Allah’ın (c.c) kudretini; kar tanelerinin oluştuğu yükseklerden yer ile buluşuncaya kadar geçen süre ve yolculuğunda görmemek, tefekkür etmemek mümkün mü?
Kar taneleri, uzun yolculuğunu bozulmadan, birbirleri ile çarpışmadan hedefine salimen ulaşıyor.
Fırtınalı tipi ve boran diye nitelenen hava şartları bile, bu durumu asla etkilemiyor. Kar taneciklerinin şekli dahi bozulmuyor.
Kar tanelerinin incelemesini yapan araştırmacılar, her bir kar tanesinin ayrı ayrı şekillerde olduğunu, birbirlerine hiç benzemediklerini, - 24 bin kar tanesi üzerinde araştırmasını gerçekleştiren bir İngiliz araştırmacısının ifadesi – kainatın yaratılışından itibaren böyle olduğunu varsayıyorlar.

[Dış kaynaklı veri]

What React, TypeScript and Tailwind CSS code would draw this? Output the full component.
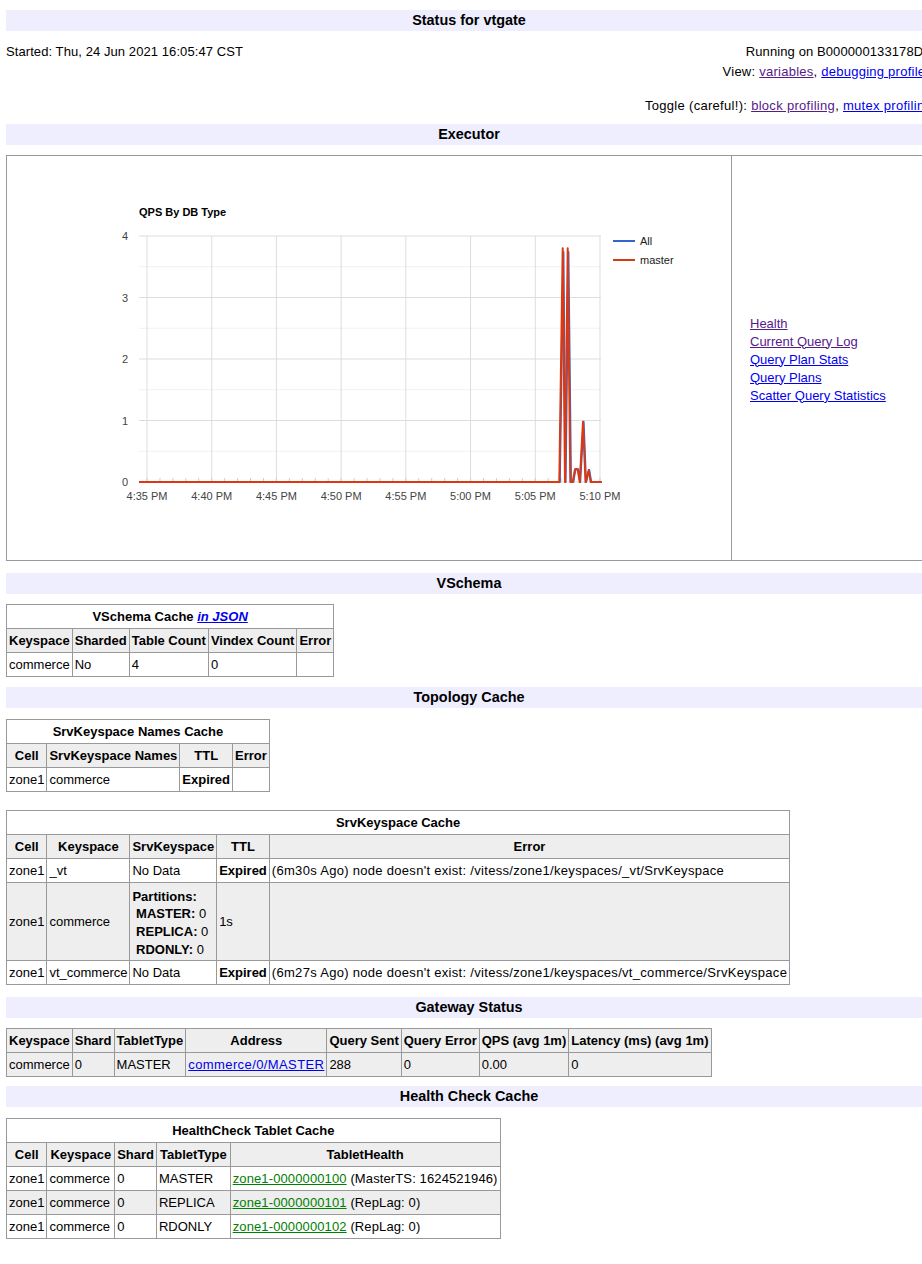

Tıpkı, Hz. Adem atamızdan beri zamanımıza kadar yaratılan bütün insanların ayrı ayrı oldukları ve birbirine benzemedikleri gibi.
Bir an kar taneciklerinin oluşmaya başladığı yükseklerden yere doğru inerken –bir kar topunun yuvarlanırken, çığ kitlesini oluşturduğu gibi- diğer kar taneleri ile birleşerek yeryüzüne inse ne olurdu? Diye düşününce, irkilmemek mümkün değil.
İşte; bütün bu düşünceleri, endişeleri tek bir şey güzel bir gerçeğe doğru götürüyorsa, her şey düzelmiş olur. O da Allah’ın (c.c) gücü ve merhameti.
İnsan olarak, Mevlana’nın ifadesinde olduğu gibi, “Kar tanelerinin birbirine zarar vermeden de yol almanın” örnekliğini kendimize uygulasak, ne güzel bir hayat olurdu.
Kar yağışı ile yeşeren umutların, Allah’a (c.c) kulluğun şuurlu ve devamlı olması dilek ve duamız olsun.